The NSA linguist was finding it difficult to make out al-Harethi’s voice. It was loud in the car and the person speaking didn’t sound like him. But the linguist had been eavesdropping on al-Harethi’s calls and soon recognized a voice in the background as his. With this confirmation, the drone’s pilot released a Hellfire missile, killing al-Harethi and the six others in the car. An American citizen named Kamal Derwish was among them. This was the first time the CIA used a drone to target a particular person. It was also the first time the CIA used a drone to kill an American citizen.

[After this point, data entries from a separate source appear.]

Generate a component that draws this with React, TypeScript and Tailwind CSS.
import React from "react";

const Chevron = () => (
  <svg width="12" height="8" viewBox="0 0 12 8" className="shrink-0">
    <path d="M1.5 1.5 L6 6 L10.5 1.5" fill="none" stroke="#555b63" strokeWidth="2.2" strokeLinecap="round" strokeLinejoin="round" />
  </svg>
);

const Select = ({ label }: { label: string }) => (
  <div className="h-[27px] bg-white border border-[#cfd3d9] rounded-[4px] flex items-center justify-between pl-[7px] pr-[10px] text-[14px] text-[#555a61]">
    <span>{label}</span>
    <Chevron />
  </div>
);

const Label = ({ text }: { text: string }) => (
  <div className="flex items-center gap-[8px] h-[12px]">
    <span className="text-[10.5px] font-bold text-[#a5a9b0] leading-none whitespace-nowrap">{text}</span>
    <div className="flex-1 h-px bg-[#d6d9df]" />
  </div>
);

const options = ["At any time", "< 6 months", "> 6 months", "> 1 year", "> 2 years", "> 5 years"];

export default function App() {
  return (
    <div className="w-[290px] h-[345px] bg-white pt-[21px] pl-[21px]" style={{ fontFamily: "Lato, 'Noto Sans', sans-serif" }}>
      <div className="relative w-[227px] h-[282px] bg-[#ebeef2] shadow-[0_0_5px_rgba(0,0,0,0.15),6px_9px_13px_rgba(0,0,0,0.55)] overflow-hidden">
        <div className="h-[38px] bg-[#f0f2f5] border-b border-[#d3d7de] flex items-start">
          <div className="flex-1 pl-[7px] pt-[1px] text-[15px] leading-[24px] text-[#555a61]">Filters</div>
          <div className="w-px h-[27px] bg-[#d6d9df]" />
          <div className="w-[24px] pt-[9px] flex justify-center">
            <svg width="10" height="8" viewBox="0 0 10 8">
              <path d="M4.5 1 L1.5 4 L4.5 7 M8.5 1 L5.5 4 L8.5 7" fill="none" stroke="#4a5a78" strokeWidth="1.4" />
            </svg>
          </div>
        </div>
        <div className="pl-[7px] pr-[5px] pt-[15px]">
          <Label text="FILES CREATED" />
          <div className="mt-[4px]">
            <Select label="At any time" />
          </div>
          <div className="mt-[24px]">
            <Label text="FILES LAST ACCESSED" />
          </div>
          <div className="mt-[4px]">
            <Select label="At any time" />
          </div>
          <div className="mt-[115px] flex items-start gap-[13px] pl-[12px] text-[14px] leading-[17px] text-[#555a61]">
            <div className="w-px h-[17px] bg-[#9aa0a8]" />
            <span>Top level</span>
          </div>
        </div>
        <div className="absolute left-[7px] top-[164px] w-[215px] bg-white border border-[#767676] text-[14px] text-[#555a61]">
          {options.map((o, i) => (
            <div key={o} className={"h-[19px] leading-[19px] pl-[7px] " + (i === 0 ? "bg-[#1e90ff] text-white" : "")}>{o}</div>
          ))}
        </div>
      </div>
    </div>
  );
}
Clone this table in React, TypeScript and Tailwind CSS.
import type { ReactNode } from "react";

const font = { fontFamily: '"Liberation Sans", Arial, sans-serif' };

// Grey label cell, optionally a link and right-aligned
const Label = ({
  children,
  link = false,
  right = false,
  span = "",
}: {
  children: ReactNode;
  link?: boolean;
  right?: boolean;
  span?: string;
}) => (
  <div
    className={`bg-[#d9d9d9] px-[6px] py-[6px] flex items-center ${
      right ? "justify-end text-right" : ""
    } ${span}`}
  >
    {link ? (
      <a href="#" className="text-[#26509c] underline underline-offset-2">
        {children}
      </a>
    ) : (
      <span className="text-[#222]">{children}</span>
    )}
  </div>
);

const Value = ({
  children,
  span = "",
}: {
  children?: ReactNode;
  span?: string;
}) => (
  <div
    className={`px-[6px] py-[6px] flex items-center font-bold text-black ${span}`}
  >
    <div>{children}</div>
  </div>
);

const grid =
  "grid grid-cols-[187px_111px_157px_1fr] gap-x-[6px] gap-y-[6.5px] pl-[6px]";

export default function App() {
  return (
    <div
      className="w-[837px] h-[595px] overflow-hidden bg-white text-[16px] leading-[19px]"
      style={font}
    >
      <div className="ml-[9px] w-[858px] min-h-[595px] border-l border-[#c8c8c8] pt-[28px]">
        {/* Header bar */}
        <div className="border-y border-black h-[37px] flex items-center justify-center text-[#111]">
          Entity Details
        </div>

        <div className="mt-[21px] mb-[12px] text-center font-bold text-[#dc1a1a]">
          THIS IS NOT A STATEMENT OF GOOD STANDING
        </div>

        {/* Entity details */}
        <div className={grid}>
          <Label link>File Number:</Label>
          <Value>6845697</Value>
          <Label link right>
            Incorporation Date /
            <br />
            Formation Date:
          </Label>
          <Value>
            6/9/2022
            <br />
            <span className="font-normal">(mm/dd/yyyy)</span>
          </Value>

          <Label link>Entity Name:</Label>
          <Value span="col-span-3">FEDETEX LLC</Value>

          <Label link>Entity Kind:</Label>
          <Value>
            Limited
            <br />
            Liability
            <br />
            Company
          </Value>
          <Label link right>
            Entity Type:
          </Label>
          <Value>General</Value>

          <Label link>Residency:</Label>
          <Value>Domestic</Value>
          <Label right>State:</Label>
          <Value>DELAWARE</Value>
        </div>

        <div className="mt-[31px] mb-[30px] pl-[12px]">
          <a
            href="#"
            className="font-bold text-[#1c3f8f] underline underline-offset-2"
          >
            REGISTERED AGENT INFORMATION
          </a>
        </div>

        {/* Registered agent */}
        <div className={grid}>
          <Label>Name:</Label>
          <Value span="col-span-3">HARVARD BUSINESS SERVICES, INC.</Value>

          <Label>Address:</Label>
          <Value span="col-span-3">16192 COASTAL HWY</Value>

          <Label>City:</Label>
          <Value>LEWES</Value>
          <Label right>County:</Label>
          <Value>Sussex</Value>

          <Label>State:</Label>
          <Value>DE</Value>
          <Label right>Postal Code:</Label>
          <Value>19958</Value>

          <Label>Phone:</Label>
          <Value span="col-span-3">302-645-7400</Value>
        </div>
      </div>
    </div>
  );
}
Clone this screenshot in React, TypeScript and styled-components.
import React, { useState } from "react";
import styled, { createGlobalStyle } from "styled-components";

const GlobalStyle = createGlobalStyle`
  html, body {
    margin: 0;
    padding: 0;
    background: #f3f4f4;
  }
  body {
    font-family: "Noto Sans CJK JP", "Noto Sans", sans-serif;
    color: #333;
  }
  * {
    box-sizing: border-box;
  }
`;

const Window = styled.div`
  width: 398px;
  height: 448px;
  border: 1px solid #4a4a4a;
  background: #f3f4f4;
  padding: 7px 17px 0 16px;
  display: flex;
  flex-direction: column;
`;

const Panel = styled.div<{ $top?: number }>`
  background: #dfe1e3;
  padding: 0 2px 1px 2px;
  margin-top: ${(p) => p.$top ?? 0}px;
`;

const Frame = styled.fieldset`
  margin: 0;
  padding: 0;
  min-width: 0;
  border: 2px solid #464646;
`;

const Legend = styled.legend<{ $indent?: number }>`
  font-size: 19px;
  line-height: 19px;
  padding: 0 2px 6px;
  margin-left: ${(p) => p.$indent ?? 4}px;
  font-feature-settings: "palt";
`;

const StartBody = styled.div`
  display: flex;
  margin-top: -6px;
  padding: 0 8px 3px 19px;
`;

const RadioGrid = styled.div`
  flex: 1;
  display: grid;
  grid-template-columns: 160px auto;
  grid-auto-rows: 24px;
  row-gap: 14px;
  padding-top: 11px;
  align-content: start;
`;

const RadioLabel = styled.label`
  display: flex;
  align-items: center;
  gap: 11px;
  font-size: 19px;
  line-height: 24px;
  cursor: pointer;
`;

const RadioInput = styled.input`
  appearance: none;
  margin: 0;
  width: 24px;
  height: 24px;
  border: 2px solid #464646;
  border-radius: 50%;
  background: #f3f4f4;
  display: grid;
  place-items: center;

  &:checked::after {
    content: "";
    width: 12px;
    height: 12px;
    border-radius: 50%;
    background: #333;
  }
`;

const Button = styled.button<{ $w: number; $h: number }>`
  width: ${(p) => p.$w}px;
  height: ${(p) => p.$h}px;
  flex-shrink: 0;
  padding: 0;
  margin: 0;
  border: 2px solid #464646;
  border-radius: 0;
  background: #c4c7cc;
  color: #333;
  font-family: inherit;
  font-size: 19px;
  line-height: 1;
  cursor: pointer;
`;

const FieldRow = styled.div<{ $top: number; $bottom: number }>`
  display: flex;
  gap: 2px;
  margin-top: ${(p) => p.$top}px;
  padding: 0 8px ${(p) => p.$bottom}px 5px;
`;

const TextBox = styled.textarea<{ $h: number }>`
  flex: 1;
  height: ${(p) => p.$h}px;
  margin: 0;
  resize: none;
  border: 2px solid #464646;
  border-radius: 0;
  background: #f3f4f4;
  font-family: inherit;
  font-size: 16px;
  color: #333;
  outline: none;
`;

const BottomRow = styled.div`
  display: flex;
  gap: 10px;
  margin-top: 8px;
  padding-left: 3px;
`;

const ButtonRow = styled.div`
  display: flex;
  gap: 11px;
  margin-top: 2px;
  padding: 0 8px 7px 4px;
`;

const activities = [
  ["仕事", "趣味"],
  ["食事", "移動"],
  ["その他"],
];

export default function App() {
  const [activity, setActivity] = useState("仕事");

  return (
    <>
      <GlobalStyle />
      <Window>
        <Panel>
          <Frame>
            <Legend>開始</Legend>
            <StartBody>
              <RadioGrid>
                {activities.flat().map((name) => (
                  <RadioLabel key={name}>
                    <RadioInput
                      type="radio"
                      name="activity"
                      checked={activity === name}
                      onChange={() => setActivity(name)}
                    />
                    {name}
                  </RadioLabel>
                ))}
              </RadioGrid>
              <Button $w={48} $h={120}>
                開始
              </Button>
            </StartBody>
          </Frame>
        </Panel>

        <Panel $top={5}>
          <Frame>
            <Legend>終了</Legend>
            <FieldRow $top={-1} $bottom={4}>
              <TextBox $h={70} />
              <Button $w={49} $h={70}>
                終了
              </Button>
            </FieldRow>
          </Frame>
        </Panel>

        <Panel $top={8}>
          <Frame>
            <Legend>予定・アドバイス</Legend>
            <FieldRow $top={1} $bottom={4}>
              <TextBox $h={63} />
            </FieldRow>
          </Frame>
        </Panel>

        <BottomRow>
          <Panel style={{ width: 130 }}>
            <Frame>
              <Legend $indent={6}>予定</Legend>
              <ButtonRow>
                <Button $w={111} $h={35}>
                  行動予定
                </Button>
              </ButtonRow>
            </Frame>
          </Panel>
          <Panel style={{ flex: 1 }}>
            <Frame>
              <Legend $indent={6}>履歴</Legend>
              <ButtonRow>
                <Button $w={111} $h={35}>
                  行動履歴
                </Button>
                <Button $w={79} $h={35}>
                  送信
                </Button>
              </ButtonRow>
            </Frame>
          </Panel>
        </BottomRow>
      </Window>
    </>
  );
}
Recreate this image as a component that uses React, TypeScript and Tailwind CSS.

On its website, the NSA cites Executive Order 12333 as its “foundational authority.” Signed by Ronald Reagan, EO 12333 reiterates two points of law already established by Gerald Ford in EO 11905 and Jimmy Carter in EO 12036: it is illegal for an employee or representative of the United States to assassinate someone, and it is illegal for organizations other than the FBI to surveil Americans. The NSA probably did know Derwish was in the car because he was a suspected associate of the Lackawanna Six, the group of Yemeni-American alleged al-Qaeda affiliates who trained at the same camp as American Taliban member John Walker Lindh. Edward Snowden’s leaks showed this was a case to which the NSA contributed intelligence. The NSA can legally wiretap American citizens by getting a warrant through the Foreign Intelligence Surveillance Court (FISC), but there are tens of thousands of FISC cases a year and nearly all of them are classified. It is very difficult for anyone without a security clearance to know if the attack that killed an American citizen that November was legal under American law—setting aside the legality of killing Yemenis in their own country. We can’t know what the assassination of those men means unless someone breaks the law to tell us.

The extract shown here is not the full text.